### Data provided

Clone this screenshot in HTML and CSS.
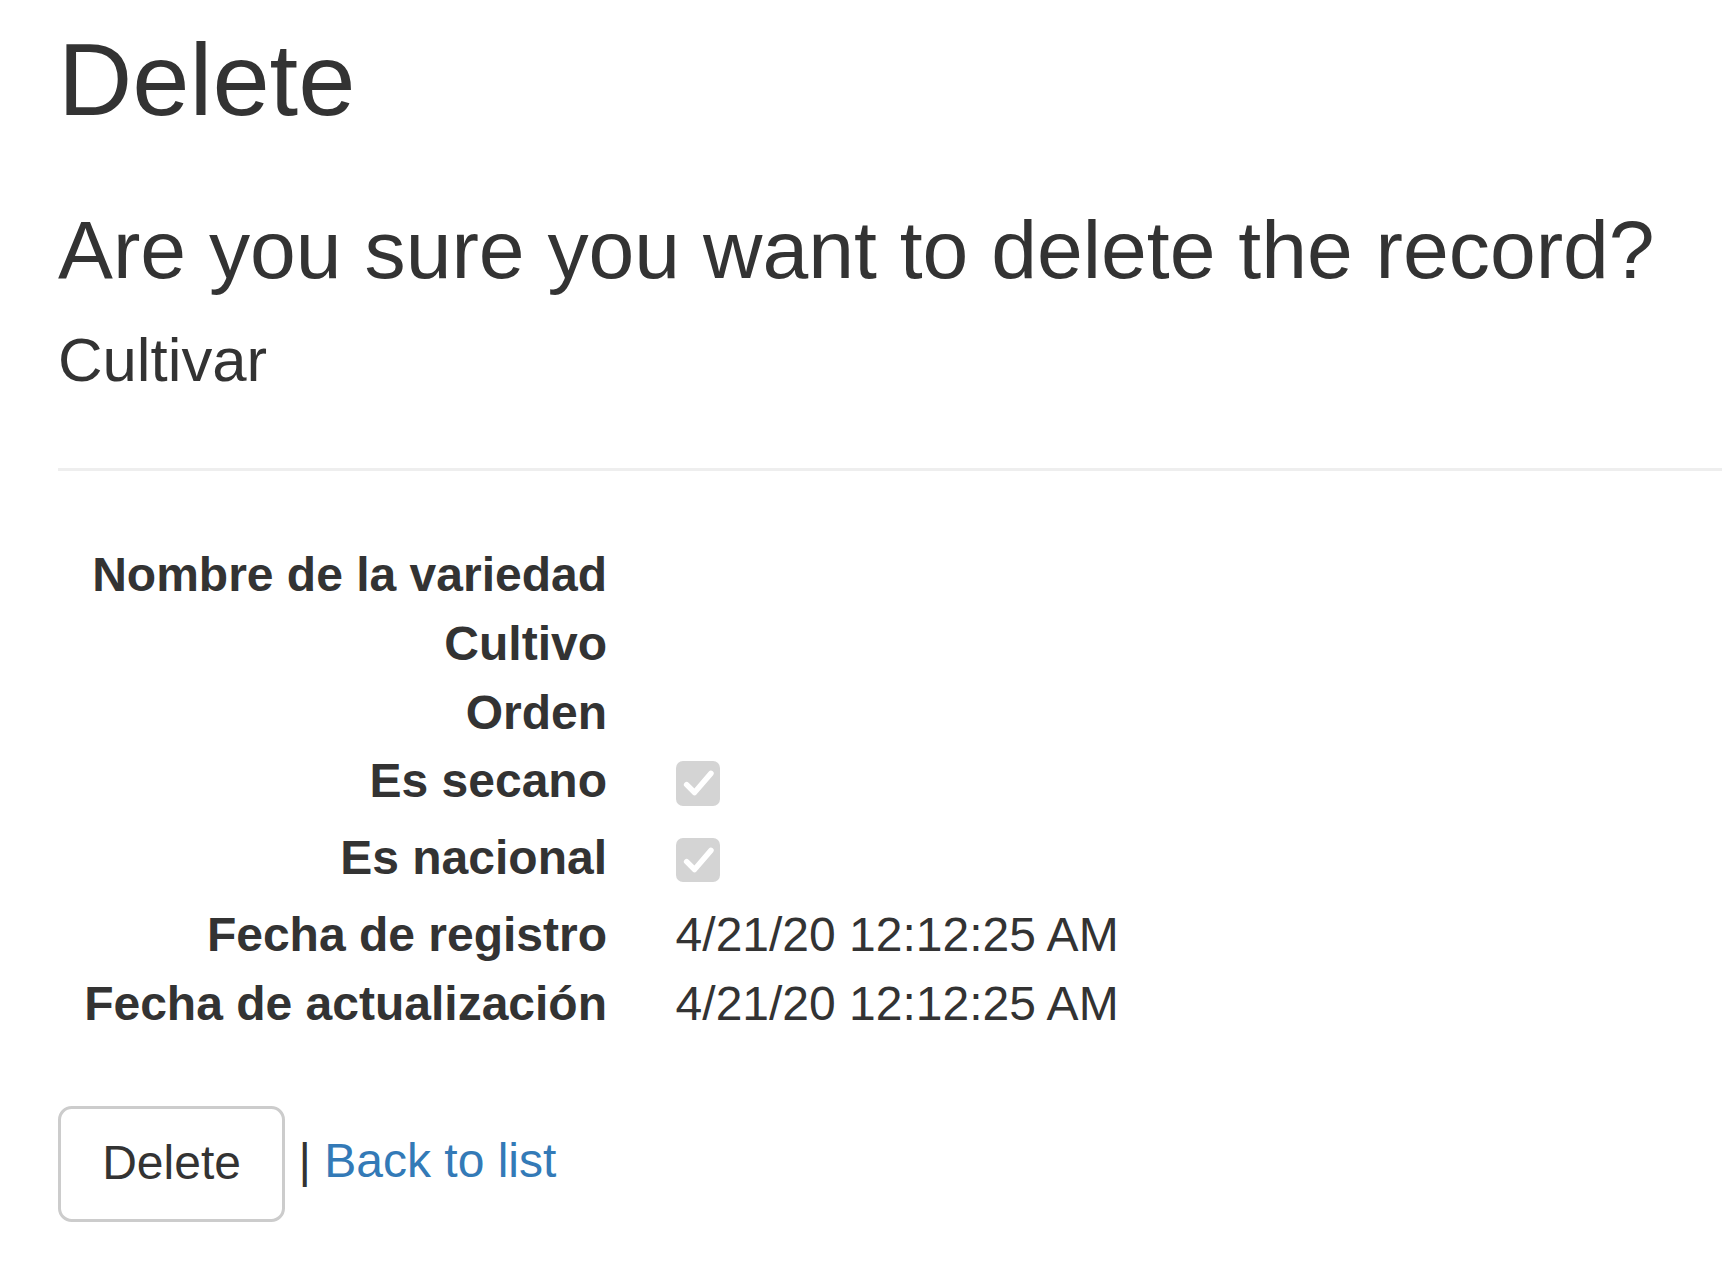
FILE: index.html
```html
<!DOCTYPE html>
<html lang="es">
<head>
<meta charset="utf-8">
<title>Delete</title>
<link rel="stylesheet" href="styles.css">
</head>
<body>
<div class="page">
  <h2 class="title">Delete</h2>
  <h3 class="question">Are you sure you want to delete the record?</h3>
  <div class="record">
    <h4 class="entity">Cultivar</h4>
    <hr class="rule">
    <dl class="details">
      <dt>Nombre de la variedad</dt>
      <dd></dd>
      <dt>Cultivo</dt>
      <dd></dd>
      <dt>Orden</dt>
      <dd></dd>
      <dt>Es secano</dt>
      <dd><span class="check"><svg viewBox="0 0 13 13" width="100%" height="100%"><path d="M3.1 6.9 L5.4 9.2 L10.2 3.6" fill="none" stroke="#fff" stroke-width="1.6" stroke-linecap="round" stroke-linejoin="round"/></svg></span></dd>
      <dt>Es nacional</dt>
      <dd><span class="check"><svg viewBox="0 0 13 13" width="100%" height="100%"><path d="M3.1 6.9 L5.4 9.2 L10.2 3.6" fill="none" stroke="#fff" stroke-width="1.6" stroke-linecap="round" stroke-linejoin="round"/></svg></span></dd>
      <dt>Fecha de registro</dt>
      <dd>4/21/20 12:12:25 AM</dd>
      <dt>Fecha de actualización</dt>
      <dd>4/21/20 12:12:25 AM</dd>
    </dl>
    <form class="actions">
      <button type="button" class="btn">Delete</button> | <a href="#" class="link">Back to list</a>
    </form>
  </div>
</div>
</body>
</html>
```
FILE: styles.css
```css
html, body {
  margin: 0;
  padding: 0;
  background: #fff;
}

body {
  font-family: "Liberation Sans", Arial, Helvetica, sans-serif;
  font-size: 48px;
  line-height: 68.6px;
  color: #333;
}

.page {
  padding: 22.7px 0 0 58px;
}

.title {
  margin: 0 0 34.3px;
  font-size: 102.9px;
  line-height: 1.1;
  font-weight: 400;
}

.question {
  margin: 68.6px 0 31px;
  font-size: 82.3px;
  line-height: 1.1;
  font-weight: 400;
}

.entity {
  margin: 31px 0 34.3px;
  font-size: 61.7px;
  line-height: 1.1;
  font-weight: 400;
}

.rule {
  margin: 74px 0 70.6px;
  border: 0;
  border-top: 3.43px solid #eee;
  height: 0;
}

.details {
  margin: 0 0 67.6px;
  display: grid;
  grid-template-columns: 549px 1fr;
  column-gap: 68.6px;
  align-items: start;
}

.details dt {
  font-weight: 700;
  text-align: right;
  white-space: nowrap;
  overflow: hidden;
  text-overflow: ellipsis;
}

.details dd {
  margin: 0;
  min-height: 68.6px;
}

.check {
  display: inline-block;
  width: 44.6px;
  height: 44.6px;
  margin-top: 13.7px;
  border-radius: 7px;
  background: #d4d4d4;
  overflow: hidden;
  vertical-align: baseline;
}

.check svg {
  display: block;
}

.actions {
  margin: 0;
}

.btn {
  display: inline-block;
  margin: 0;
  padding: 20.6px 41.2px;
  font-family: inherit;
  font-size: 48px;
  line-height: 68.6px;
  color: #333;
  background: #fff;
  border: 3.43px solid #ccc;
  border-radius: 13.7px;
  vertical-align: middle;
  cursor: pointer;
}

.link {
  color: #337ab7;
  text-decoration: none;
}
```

######
### Data provided

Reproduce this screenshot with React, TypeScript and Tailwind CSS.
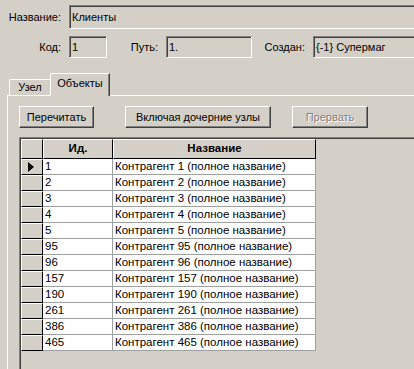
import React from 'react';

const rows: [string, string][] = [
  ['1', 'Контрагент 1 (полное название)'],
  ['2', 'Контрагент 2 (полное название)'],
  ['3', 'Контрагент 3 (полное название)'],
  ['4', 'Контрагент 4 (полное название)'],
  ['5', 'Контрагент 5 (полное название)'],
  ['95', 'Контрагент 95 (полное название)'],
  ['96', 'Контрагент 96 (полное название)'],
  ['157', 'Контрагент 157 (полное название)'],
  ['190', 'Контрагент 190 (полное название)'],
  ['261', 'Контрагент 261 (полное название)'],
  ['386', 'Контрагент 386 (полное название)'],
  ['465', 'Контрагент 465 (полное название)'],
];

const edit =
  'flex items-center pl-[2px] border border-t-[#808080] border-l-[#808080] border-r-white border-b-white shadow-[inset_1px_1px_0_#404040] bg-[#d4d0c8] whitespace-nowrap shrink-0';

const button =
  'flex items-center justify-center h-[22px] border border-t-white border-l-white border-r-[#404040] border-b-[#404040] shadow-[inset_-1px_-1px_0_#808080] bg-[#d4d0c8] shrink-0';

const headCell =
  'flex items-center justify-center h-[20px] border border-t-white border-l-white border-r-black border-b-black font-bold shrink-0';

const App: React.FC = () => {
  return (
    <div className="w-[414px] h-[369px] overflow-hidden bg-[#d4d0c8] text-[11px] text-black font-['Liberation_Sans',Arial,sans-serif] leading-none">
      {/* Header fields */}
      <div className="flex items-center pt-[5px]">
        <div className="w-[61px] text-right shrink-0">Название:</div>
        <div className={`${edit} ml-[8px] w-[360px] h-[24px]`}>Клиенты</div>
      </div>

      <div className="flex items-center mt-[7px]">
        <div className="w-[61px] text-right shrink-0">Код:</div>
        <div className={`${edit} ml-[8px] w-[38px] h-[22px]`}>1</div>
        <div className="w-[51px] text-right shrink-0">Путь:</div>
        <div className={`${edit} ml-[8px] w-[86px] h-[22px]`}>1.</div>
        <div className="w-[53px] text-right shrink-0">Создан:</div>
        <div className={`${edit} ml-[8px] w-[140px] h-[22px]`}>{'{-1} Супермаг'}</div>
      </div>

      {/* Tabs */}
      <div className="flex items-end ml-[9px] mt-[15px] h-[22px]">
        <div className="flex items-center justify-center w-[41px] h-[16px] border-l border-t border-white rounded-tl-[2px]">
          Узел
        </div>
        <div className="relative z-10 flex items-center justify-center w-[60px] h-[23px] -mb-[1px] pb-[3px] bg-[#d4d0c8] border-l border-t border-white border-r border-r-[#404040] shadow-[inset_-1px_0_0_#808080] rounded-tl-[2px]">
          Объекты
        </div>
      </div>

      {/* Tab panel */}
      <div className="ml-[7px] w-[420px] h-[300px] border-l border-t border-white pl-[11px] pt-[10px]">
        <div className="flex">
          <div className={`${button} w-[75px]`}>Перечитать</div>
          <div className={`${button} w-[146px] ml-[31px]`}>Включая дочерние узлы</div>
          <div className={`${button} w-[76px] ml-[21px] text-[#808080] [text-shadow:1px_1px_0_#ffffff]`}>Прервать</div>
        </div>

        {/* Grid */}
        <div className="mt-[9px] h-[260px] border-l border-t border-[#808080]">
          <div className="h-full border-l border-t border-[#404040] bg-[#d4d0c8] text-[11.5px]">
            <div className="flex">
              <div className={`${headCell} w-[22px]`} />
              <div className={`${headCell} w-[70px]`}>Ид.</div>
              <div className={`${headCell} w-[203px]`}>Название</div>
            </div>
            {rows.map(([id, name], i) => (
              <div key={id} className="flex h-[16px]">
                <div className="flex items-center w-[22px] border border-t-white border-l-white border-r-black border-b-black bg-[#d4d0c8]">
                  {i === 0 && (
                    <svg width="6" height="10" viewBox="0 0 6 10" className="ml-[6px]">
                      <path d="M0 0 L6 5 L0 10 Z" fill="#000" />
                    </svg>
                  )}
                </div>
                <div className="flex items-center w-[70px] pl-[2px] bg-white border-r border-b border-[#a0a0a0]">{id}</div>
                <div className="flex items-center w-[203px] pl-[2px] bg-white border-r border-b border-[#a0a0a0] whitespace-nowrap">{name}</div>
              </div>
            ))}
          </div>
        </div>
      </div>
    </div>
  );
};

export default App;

######
### Data provided

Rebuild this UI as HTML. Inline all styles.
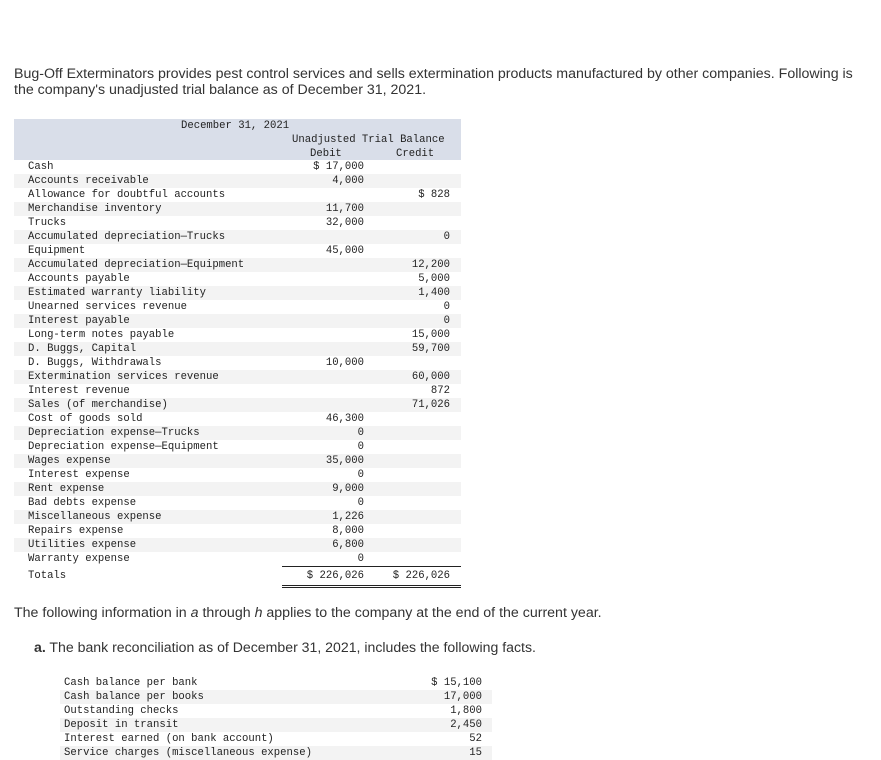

######

- What the exercise asks:
Set down, word for word, the lines from the one holding "Reproduce this screenshot" through the one holding "import React from 'react';". Skip the pictures.

- Answer in full:
Reproduce this screenshot with React, TypeScript and Tailwind CSS.
import React from 'react';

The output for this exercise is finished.